Thursday, January 28, 2016

Indecisiveness

I guess I frustrate myself a lot. And no I didn't just realize it, it's just hard to explain or even understand why. As for who I really am.. I'm a hollow, cold, selfish person who only truly cares about myself. But then..  There's just too many things that are, well, they don't exactly make sense and maybe that's why a lot of times I'm having problems figuring out who exactly I am. My whole existence is based off of two ways or cancel outs. I love being alone and spending time with myself because I feel comfortable, BUT I hate being alone and left to my own thoughts, and I feel like I need to be surrounded by people or else I'll be scared and depressed. I'm numb, and a lot of times don't care about the situation, BUT when something happens good or bad it hits me really bad and I become an emotional train wreck. I don't give a shit about how other people feel sometimes or if they hurt or are sad, sometimes even when it comes to dealing with death and sympathy or empathy or whatever, it's awkward for me, BUT I want to help that person become happy again and I want to do everything I can to make them feel better. I was born a quiet, selfish and cold and maybe even narcissistic person, BUT with the way I was morally taught and grew up makes me utterly HATE who I am and denies it or doesn't accept it so I "act" on what I was told was right, which then sometimes leads to times when I felt it was rehearsed the  hate myself for not being true to myself. Everything about me  cancels out another thing about me and it doesn't make sense. I heard libras are by nature indecisive but is this even indecisiveness anymore? To me, as a person-- who I am is just controversial. There's no definite, and I hate it. It's like I don't know who I really am. I know everyone has problems figuring out who they are but this is ridiculous. Everytime I did questionnaires, half of the questions I couldn't decide when it came to answering questions about who I was because so many thing about me are indefinite.

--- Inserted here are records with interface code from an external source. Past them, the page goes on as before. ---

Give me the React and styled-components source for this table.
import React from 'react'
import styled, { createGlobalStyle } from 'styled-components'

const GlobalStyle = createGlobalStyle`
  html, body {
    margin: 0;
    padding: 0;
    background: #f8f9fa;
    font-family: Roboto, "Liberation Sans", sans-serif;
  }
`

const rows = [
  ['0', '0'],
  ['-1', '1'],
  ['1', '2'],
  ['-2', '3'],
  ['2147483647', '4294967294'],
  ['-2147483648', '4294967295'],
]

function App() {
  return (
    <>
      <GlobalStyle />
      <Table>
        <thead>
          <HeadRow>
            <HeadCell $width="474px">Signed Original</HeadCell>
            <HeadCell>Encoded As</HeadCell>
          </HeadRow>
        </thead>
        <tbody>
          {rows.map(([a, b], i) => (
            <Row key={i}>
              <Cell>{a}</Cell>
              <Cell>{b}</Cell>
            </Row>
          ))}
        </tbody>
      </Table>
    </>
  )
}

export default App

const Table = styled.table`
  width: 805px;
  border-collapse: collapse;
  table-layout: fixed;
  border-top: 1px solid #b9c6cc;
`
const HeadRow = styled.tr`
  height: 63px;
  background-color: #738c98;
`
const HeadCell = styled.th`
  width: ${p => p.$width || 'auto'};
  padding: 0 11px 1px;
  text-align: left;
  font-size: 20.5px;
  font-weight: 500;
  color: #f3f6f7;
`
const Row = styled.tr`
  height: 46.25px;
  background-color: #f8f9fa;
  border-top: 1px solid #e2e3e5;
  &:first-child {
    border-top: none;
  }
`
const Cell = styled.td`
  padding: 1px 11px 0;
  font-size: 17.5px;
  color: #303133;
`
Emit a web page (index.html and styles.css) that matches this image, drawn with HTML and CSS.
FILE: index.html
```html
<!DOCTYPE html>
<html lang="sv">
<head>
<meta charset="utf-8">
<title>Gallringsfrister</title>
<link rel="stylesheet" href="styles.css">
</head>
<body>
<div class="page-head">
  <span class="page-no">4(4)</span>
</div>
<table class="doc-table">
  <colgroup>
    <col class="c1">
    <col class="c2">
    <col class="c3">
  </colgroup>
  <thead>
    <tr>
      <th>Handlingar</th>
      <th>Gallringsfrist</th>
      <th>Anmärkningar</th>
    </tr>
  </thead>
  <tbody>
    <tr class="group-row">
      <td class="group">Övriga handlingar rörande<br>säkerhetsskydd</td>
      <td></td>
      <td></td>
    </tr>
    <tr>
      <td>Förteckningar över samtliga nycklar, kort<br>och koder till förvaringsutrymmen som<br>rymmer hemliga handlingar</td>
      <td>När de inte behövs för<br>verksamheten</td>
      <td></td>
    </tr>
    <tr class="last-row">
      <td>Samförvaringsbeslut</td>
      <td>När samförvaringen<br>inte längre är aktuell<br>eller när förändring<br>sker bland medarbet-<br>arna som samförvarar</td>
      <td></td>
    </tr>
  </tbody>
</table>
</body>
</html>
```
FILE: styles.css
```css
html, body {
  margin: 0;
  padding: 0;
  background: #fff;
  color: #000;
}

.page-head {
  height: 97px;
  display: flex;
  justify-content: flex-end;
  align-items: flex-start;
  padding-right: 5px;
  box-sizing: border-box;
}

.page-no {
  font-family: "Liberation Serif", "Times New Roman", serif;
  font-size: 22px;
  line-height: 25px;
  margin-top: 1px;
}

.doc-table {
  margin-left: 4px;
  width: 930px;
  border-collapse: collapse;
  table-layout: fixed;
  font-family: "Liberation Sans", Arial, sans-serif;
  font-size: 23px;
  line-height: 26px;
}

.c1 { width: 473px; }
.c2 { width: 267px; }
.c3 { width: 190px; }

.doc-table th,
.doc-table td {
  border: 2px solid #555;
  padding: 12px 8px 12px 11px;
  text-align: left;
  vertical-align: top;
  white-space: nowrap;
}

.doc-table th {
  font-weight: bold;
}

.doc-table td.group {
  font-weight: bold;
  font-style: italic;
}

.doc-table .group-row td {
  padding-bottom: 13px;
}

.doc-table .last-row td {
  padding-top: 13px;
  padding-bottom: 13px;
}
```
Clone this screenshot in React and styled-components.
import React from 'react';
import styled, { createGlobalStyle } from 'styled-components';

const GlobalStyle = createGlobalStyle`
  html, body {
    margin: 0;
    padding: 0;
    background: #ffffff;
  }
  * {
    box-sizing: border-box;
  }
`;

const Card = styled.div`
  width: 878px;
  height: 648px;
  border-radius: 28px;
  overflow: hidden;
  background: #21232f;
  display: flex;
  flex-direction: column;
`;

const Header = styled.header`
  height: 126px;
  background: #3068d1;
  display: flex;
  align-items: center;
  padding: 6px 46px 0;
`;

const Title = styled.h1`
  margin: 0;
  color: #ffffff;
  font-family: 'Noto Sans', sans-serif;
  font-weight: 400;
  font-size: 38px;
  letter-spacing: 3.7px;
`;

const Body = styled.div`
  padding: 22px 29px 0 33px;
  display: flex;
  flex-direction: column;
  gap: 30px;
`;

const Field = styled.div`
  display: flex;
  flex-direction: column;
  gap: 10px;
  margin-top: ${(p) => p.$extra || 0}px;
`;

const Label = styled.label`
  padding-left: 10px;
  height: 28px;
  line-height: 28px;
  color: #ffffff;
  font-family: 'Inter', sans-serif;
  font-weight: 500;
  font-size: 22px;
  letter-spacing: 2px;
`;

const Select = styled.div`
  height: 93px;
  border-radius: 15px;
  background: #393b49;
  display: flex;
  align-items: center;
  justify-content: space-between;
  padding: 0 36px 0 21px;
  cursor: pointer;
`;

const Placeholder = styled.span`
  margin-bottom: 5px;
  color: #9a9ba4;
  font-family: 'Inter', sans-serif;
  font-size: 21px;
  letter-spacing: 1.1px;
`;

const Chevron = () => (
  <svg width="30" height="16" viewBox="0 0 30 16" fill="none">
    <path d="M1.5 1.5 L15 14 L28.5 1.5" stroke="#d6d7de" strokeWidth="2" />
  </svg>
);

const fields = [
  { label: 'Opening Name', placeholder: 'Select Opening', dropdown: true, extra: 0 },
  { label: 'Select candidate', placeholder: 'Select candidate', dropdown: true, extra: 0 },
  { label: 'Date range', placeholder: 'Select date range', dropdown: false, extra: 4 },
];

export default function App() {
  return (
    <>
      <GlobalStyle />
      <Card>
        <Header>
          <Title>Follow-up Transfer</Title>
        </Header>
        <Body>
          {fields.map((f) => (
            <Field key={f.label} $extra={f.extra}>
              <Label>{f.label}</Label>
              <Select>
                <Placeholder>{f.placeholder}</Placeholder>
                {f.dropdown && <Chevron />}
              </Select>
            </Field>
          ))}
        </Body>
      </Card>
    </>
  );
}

I just.. I pisses me off..

Sunday, January 24, 2016

Judgement

I already feel bad about living here.. I have no right to say anything. I could see why they'd question why I'm always in the room, and assume I'm not doing anything. Of course they'd question if I was sick? Sometimes I even curse myself because I'd rather be sick than have s.a.d. How sick in the head and selfish am I to wish that? It's no surprise that they'd judge me, and assume. With everything that's happening recently I just..I can't even comfort my mom when she took a trip to the Philippines because my grandmother is sick.. I can't talk or soothe anyone's pain.. What kind of person am I? I'm the eldest. I should know these things..   I hate it. I really fucking hate it.. 

Monday, January 18, 2016

Can't

One thing you cannot do is really on people to support you. There will always be doubt. 

I doubt myself enough as it is but it just gets so much worse when I hear people around me doubt me, too. I don't need it or want it. But you really can't expect them not to, I mean to them it's nothing. They don't understand how hard it is because really everything that's a battle for you is a breeze to them.